__SET PROBLEM__: Print, please, exactly and only the lines between the line holding "Emit a component" and the line holding "import React from 'react';", inclusive, omitting any pictures.

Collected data
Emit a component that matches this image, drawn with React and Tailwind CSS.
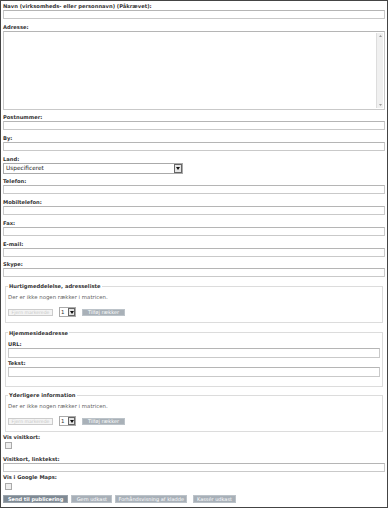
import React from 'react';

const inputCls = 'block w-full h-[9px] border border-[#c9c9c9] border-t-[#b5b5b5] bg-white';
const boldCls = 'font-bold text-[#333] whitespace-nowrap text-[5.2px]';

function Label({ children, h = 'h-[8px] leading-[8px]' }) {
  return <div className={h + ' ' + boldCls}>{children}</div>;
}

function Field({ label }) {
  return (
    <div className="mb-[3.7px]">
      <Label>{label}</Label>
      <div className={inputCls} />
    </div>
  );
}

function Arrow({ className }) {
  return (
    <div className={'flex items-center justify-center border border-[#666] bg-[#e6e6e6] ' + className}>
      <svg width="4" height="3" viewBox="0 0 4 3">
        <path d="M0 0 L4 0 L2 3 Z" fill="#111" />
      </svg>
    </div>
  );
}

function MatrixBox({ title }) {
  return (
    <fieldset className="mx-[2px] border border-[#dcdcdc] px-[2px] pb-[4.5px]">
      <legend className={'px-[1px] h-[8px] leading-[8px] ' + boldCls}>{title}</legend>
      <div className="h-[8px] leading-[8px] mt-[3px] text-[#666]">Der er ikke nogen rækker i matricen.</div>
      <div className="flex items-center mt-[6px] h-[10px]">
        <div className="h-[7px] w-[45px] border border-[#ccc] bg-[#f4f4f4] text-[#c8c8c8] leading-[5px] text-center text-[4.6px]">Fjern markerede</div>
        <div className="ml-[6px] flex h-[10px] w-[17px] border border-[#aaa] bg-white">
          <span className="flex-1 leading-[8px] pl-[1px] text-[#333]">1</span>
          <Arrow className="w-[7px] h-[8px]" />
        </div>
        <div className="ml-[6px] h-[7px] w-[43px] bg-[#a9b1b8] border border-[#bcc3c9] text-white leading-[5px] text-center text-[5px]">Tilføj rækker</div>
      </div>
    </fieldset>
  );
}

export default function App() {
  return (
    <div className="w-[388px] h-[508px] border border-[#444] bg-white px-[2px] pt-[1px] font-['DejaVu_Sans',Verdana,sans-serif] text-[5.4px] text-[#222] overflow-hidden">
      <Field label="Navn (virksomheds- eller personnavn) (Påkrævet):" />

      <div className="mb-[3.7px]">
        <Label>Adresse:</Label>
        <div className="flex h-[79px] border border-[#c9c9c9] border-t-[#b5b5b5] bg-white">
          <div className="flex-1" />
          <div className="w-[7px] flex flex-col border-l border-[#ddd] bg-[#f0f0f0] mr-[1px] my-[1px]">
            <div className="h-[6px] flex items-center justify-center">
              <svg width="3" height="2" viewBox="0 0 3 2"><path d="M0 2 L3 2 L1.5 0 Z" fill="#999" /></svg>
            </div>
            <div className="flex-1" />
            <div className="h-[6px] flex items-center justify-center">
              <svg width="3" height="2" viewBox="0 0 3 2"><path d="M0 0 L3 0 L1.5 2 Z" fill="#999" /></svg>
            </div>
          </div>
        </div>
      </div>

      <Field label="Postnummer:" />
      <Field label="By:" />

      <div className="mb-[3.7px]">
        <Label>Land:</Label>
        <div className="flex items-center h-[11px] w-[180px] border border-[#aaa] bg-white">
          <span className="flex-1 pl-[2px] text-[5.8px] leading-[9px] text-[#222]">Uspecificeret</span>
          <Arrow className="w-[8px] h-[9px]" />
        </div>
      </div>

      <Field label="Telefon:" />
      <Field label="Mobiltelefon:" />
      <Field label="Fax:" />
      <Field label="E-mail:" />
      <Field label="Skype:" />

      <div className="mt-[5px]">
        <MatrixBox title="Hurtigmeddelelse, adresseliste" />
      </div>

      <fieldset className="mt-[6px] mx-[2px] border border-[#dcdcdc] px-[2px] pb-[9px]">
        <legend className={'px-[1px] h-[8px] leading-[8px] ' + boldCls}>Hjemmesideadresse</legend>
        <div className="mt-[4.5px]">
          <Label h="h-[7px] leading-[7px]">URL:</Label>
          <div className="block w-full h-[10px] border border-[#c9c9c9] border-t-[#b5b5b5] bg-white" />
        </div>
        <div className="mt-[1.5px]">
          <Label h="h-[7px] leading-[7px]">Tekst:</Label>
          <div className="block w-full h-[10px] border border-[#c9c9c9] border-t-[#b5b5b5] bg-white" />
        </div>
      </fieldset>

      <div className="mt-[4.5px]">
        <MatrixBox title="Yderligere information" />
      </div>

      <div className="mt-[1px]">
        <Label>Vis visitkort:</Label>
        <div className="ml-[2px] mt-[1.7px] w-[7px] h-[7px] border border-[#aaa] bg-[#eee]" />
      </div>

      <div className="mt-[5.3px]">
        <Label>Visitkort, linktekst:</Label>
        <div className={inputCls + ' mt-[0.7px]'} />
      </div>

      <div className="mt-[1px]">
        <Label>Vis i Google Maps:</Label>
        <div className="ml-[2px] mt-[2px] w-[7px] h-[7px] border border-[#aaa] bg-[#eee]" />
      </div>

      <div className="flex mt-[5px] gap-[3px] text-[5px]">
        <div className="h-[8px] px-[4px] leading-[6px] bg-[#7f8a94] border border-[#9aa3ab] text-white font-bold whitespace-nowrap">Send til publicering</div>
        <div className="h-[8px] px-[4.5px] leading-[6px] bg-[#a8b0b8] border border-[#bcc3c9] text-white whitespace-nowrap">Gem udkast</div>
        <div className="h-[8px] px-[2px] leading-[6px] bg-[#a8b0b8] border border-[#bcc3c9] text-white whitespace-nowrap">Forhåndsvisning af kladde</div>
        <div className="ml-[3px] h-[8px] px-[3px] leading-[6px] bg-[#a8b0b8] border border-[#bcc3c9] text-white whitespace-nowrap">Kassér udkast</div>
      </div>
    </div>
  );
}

--

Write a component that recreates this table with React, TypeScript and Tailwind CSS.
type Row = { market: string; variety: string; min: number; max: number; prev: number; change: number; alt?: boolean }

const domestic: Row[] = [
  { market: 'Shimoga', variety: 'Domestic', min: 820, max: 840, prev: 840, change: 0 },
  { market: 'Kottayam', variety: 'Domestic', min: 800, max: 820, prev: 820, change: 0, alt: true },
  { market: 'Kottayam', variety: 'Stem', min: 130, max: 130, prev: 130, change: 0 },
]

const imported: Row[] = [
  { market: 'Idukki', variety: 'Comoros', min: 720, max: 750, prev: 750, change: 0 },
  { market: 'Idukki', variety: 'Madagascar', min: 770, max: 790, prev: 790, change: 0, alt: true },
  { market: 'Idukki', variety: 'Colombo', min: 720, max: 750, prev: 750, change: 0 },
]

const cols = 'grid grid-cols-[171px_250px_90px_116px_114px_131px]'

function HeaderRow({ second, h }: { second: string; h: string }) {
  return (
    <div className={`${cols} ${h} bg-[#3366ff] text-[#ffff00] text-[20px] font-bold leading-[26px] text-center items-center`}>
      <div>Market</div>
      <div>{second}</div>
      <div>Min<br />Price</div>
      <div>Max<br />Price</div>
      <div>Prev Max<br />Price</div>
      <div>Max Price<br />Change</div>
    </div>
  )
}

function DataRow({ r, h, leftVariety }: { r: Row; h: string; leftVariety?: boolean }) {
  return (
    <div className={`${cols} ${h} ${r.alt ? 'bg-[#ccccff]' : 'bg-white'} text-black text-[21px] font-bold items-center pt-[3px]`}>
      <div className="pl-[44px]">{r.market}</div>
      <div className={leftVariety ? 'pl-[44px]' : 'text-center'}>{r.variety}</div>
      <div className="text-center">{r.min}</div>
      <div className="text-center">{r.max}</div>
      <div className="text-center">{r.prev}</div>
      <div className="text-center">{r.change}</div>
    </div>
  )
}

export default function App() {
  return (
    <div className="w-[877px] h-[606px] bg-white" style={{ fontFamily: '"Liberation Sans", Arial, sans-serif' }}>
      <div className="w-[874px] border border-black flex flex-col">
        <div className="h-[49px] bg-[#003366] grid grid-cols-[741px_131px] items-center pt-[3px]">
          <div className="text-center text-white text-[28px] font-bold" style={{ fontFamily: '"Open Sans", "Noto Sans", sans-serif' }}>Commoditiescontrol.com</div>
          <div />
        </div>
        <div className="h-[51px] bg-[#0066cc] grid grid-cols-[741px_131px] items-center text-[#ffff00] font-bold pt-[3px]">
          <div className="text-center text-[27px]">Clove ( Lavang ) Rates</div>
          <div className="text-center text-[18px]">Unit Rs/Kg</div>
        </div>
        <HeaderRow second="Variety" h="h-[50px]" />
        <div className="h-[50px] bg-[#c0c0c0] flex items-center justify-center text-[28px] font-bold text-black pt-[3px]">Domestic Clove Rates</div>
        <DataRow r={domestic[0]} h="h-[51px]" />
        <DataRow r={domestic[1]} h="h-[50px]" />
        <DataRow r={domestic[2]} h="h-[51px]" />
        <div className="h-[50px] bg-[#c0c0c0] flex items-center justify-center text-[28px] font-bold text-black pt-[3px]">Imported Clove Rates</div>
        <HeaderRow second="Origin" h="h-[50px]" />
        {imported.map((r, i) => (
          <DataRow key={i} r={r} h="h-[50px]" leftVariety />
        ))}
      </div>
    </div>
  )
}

__TASK RESPONSE__:
Emit a component that matches this image, drawn with React and Tailwind CSS.
import React from 'react';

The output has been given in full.